Scott’s paper is not an argument against trade with China ― or any other country ― however. He instead points to myriad ways that China games the international trade system to give an unfair advantage to its products, and Scott calls for taking a tougher stance on its tactics.

The accusations are by now familiar. China subsidizes its manufacturing exports, allowing its companies to “dump” goods overseas, or sell them at below-market prices. Its system of subsidies also encourages Chinese firms to maintain excess production capacity that in turn creates an incentive to dump goods.

And China’s longstanding policy of stockpiling U.S. Treasury bills and other foreign assets to devalue its currency has allowed its companies to suck up massive market share, Scott argued.

Many economists claim that China has stopped artificially devaluing ― or “manipulating” ― its currency in recent years. But Scott and others, including Dean Baker of the Center for Economic and Policy Research, maintain that the Chinese central bank’s massive reserves of foreign assets, including U.S. bonds, continue to depress its currency.

Then-presidential candidate Donald Trump speaks in Mexico City in Aug. 2016. Trump is considering using a 20-percent import tax to get Mexico to fund the border wall.
Then-presidential candidate Donald Trump speaks in Mexico City in Aug. 2016. Trump is considering using a 20-percent import tax to get Mexico to fund the border wall.
Hector Vivas/STR/Getty Images

In the short term, Scott recommends that Trump immediately bring dumping cases against China at the U.S. International Trade Commission, where those claims can be processed faster than at the WTO. Like many progressive experts, Scott is cautiously optimistic that Robert Lighthizer, Trump’s pick for U.S. trade representative, who is a staunch critic of Chinese trade policies, will be willing to press these cases judiciously.

Trump can also use the threat of tariffs on Chinese imports to pressure China to scale back excess production and take measures to dramatically reduce the value of its currency, such as selling its Treasury bonds. The U.S. could then broker a multilateral agreement to boost China’s currency that included Japan and other nations that Scott said also devalue their currencies to compete.

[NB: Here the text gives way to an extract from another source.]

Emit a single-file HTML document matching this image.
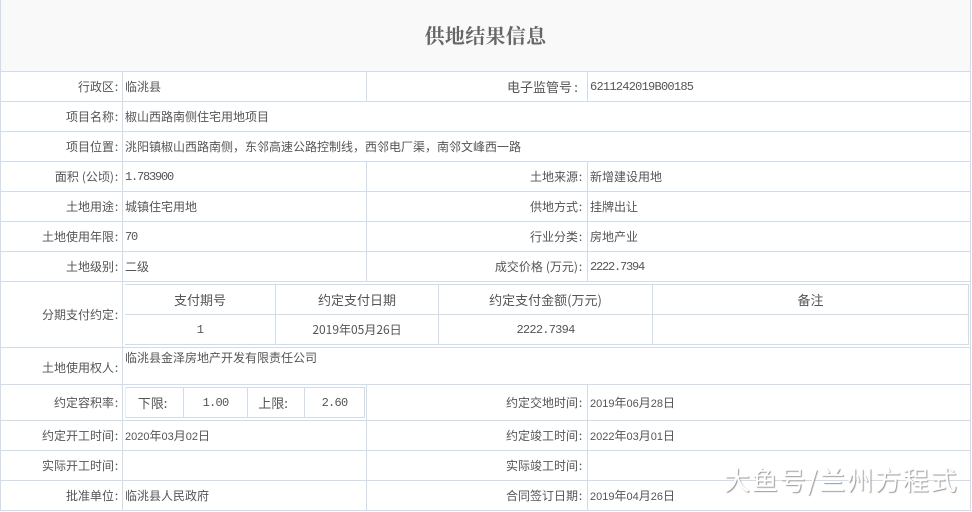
<!DOCTYPE html>
<html lang="zh-CN">
<head>
<meta charset="utf-8">
<title>供地结果信息</title>
<style>
html,body{margin:0;padding:0;background:#fff;}
#p{position:relative;width:972px;height:512px;overflow:hidden;background:#fff;font-family:"WenQuanYi Zen Hei","Noto Sans CJK SC",sans-serif;font-size:12px;color:#555;}
#p div{position:absolute;}
.h{height:1px;background:#cfdcec;}
.v{width:1px;background:#cfdcec;}
.t{white-space:nowrap;line-height:16px;height:16px;margin-top:1px;}
.l{text-align:right;left:0;width:119px;}
.r{text-align:right;left:400px;width:183px;}
.a{left:125px;}
.b{left:590px;}
.c{text-align:center;}
.m{font-family:"Liberation Mono",monospace;font-size:12px;letter-spacing:-1.2px;}
.n{font-family:"Liberation Mono",monospace;font-size:12px;letter-spacing:-.75px;}
i{font-style:normal;display:inline-block;width:5px;text-align:center;}
u{text-decoration:none;font-family:"Liberation Sans",sans-serif;font-size:11px;}
s{text-decoration:none;display:inline-block;width:3px;}
</style>
</head>
<body>
<div id="p">
<div style="left:0;top:0;width:971px;height:71px;background:#f9f9f9;"></div>
<div class="t" style="left:0;top:22px;width:971px;height:24px;line-height:24px;text-align:center;font-family:'Noto Serif CJK SC','Liberation Serif',serif;font-weight:700;font-size:20px;letter-spacing:.3px;color:#666;">供地结果信息</div>

<!-- horizontal -->
<div class="h" style="left:0;top:71px;width:971px;"></div>
<div class="h" style="left:0;top:101px;width:971px;"></div>
<div class="h" style="left:0;top:131px;width:971px;"></div>
<div class="h" style="left:0;top:161px;width:971px;"></div>
<div class="h" style="left:0;top:191px;width:971px;"></div>
<div class="h" style="left:0;top:221px;width:971px;"></div>
<div class="h" style="left:0;top:251px;width:971px;"></div>
<div class="h" style="left:0;top:281px;width:971px;"></div>
<div class="h" style="left:0;top:347px;width:971px;"></div>
<div class="h" style="left:0;top:384px;width:971px;"></div>
<div class="h" style="left:0;top:420px;width:971px;"></div>
<div class="h" style="left:0;top:450px;width:971px;"></div>
<div class="h" style="left:0;top:480px;width:971px;"></div>
<div class="h" style="left:0;top:510px;width:971px;"></div>

<!-- vertical -->
<div class="v" style="left:0;top:0;height:511px;"></div>
<div class="v" style="left:970px;top:0;height:511px;"></div>
<div class="v" style="left:122px;top:71px;height:440px;"></div>
<div class="v" style="left:366px;top:71px;height:30px;"></div>
<div class="v" style="left:587px;top:71px;height:30px;"></div>
<div class="v" style="left:366px;top:161px;height:120px;"></div>
<div class="v" style="left:587px;top:161px;height:120px;"></div>
<div class="v" style="left:366px;top:384px;height:127px;"></div>
<div class="v" style="left:587px;top:384px;height:127px;"></div>

<!-- nested payment table -->
<div class="h" style="left:125px;top:284px;width:844px;"></div>
<div class="h" style="left:125px;top:314px;width:844px;"></div>
<div class="h" style="left:125px;top:344px;width:844px;"></div>
<div class="v" style="left:275px;top:284px;height:61px;"></div>
<div class="v" style="left:438px;top:284px;height:61px;"></div>
<div class="v" style="left:652px;top:284px;height:61px;"></div>
<div class="v" style="left:968px;top:284px;height:61px;"></div>

<!-- nested FAR table -->
<div class="h" style="left:125px;top:387px;width:240px;"></div>
<div class="h" style="left:125px;top:417px;width:240px;"></div>
<div class="v" style="left:125px;top:387px;height:31px;background:#e6edf6;"></div>
<div class="v" style="left:183px;top:387px;height:31px;"></div>
<div class="v" style="left:247px;top:387px;height:31px;"></div>
<div class="v" style="left:304px;top:387px;height:31px;"></div>
<div class="v" style="left:364px;top:387px;height:31px;"></div>

<!-- labels left -->
<div class="t l" style="top:78px;">行政区<i>:</i></div>
<div class="t l" style="top:108px;">项目名称<i>:</i></div>
<div class="t l" style="top:138px;">项目位置<i>:</i></div>
<div class="t l" style="top:168px;">面积<s></s>(公顷)<i>:</i></div>
<div class="t l" style="top:198px;">土地用途<i>:</i></div>
<div class="t l" style="top:228px;">土地使用年限<i>:</i></div>
<div class="t l" style="top:258px;">土地级别<i>:</i></div>
<div class="t l" style="top:306px;">分期支付约定<i>:</i></div>
<div class="t l" style="top:359px;">土地使用权人<i>:</i></div>
<div class="t l" style="top:394px;">约定容积率<i>:</i></div>
<div class="t l" style="top:427px;">约定开工时间<i>:</i></div>
<div class="t l" style="top:457px;">实际开工时间<i>:</i></div>
<div class="t l" style="top:487px;">批准单位<i>:</i></div>

<!-- values left -->
<div class="t a" style="top:78px;">临洮县</div>
<div class="t a" style="top:108px;">椒山西路南侧住宅用地项目</div>
<div class="t a" style="top:138px;">洮阳镇椒山西路南侧，东邻高速公路控制线，西邻电厂渠，南邻文峰西一路</div>
<div class="t a m" style="top:168px;">1.783900</div>
<div class="t a" style="top:198px;">城镇住宅用地</div>
<div class="t a m" style="top:228px;">70</div>
<div class="t a" style="top:258px;">二级</div>
<div class="t a" style="top:349px;">临洮县金泽房地产开发有限责任公司</div>
<div class="t a" style="top:427px;"><u>2020</u>年<u>03</u>月<u>02</u>日</div>
<div class="t a" style="top:487px;">临洮县人民政府</div>

<!-- labels right -->
<div class="t r" style="top:78px;font-size:13px;width:180px;">电子监管号<i style="width:8px;">:</i></div>
<div class="t r" style="top:168px;">土地来源<i>:</i></div>
<div class="t r" style="top:198px;">供地方式<i>:</i></div>
<div class="t r" style="top:228px;">行业分类<i>:</i></div>
<div class="t r" style="top:258px;">成交价格<s></s>(万元)<i>:</i></div>
<div class="t r" style="top:394px;">约定交地时间<i>:</i></div>
<div class="t r" style="top:427px;">约定竣工时间<i>:</i></div>
<div class="t r" style="top:457px;">实际竣工时间<i>:</i></div>
<div class="t r" style="top:487px;">合同签订日期<i>:</i></div>

<!-- values right -->
<div class="t b n" style="top:78px;">6211242019B00185</div>
<div class="t b" style="top:168px;">新增建设用地</div>
<div class="t b" style="top:198px;">挂牌出让</div>
<div class="t b" style="top:228px;">房地产业</div>
<div class="t b m" style="top:258px;">2222.7394</div>
<div class="t b" style="top:394px;"><u>2019</u>年<u>06</u>月<u>28</u>日</div>
<div class="t b" style="top:427px;"><u>2022</u>年<u>03</u>月<u>01</u>日</div>
<div class="t b" style="top:487px;"><u>2019</u>年<u>04</u>月<u>26</u>日</div>

<!-- payment table text -->
<div class="t c" style="left:125px;width:150px;top:291px;font-size:13px;">支付期号</div>
<div class="t c" style="left:276px;width:162px;top:291px;font-size:13px;">约定支付日期</div>
<div class="t c" style="left:439px;width:213px;top:291px;font-size:13px;">约定支付金额(万元)</div>
<div class="t c" style="left:653px;width:315px;top:291px;font-size:13px;">备注</div>
<div class="t c n" style="left:125px;width:150px;top:321px;">1</div>
<div class="t c" style="left:276px;width:162px;top:321px;">2019年05月26日</div>
<div class="t c n" style="left:439px;width:213px;top:321px;">2222.7394</div>

<!-- FAR table text -->
<div class="t c" style="left:126px;width:53px;top:394px;font-size:13px;">下限:</div>
<div class="t c n" style="left:184px;width:63px;top:394px;">1.00</div>
<div class="t c" style="left:248px;width:50px;top:394px;font-size:13px;">上限:</div>
<div class="t c n" style="left:305px;width:59px;top:394px;">2.60</div>

<!-- watermark -->
<div class="t" style="left:724px;top:463px;height:32px;line-height:32px;font-size:26px;letter-spacing:1.8px;color:#fff;text-shadow:1px 1px 1px #999;font-family:'Noto Sans CJK SC',sans-serif;">大鱼号/兰州方程式</div>
</div>
</body>
</html>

In the long term, Scott believes that the president should work with Congress to rewrite U.S. trade law, much of which was written before China’s rise as a global trade power and does not give the U.S. government adequate enforcement powers.

One thing the U.S. cannot wait for, according to Scott, is for American companies to take on China’s trade policies on their own. American companies that produce in China are already too dependent on Chinese subsidies and incentives to stand up to the government, he argued.

“It is a case where we have a conflict between what is in the interests of the United States and in the interests of the companies, who we have in the past relied on to bring these cases,” Scott said. “That’s the reason we need the government to intervene.”